# [Provided material]
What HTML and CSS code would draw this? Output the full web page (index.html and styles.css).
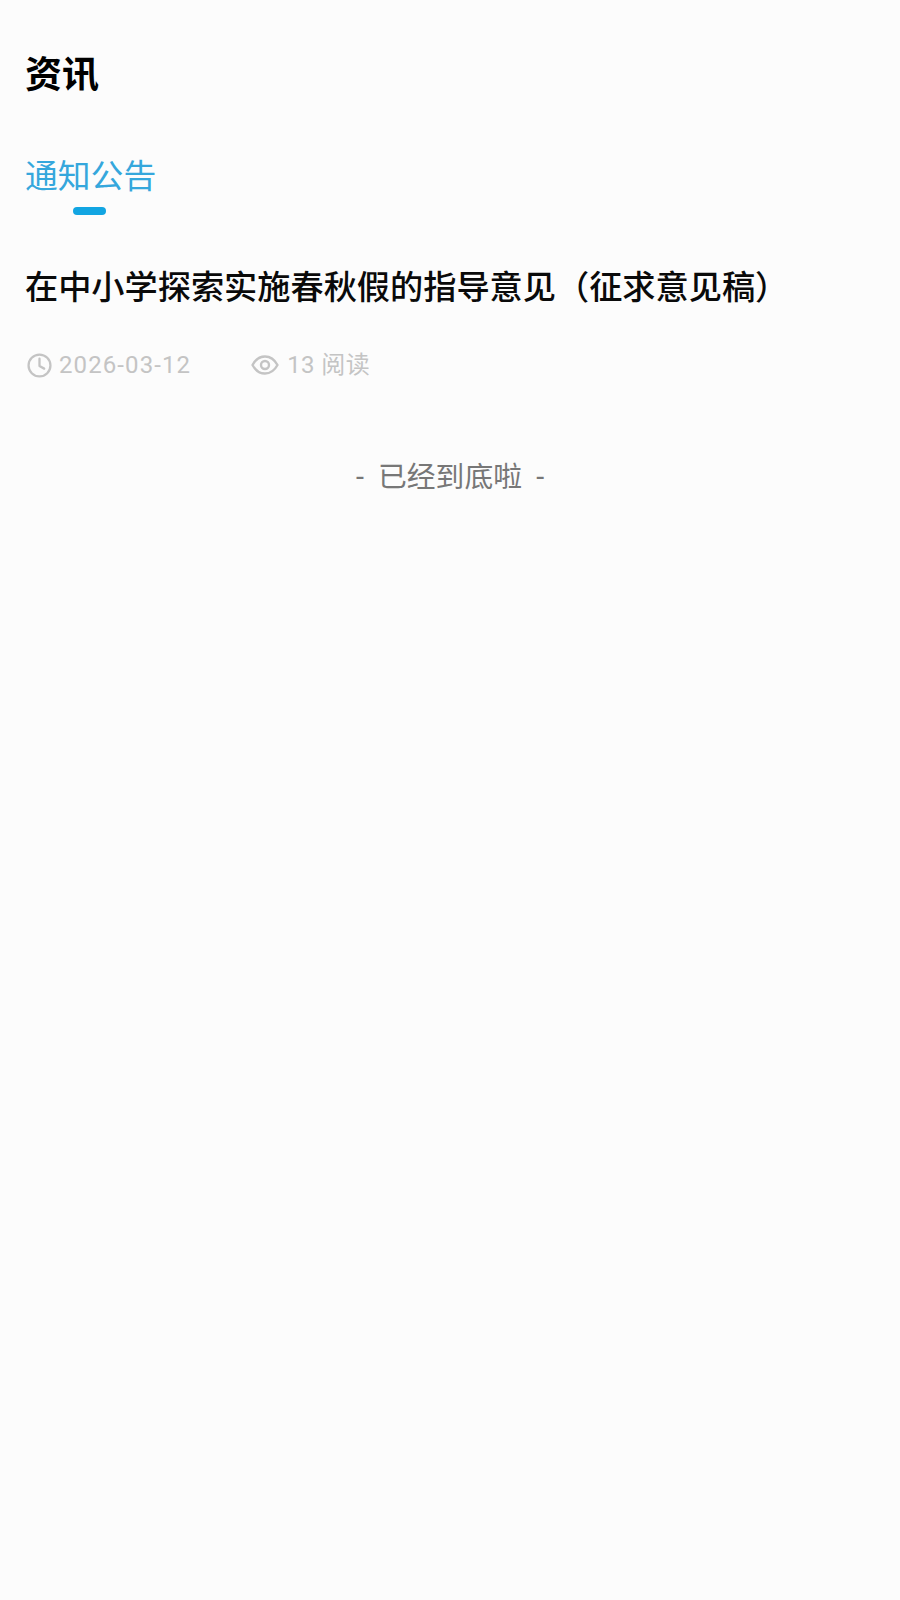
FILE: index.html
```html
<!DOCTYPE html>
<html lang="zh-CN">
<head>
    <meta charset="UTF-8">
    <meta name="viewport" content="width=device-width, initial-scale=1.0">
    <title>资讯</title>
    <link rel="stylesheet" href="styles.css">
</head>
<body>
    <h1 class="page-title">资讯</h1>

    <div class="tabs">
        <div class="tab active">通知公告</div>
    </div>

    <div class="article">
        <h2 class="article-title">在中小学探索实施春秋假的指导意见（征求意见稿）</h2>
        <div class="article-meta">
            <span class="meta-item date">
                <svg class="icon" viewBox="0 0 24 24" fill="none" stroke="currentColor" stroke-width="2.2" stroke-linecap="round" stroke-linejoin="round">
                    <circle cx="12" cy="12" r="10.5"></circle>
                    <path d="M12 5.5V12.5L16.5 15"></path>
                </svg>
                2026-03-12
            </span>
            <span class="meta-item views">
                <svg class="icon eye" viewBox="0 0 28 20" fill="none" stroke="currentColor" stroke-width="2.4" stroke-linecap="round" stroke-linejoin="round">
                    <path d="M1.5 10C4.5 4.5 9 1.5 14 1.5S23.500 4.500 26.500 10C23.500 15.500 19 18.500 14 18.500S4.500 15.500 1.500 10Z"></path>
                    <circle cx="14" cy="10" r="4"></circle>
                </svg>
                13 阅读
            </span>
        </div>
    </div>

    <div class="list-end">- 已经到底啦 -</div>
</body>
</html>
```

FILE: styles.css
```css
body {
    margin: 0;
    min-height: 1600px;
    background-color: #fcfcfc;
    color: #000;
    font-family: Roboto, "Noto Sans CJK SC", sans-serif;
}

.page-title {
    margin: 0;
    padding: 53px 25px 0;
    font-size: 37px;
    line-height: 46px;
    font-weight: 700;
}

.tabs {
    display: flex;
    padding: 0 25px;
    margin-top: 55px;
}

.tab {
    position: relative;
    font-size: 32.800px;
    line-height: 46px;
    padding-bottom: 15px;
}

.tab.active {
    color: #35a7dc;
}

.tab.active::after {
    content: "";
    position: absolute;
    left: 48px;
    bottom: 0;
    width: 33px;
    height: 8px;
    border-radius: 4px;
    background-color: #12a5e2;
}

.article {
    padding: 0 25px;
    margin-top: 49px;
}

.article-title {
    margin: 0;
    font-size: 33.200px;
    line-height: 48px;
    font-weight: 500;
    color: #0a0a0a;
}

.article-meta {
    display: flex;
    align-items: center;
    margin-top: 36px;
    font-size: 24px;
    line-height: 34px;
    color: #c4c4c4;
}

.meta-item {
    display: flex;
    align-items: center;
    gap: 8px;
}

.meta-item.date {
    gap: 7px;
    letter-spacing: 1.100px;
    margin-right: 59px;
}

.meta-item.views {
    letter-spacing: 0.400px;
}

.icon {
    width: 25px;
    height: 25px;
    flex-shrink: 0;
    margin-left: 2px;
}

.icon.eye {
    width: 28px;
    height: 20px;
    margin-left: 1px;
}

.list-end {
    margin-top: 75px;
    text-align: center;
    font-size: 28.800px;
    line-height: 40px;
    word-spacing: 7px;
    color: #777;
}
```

# [What is required]
From the data above, gather every line that includes the word "page".

# [Exercise output]
What HTML and CSS code would draw this? Output the full web page (index.html and styles.css).
    <h1 class="page-title">资讯</h1>
.page-title {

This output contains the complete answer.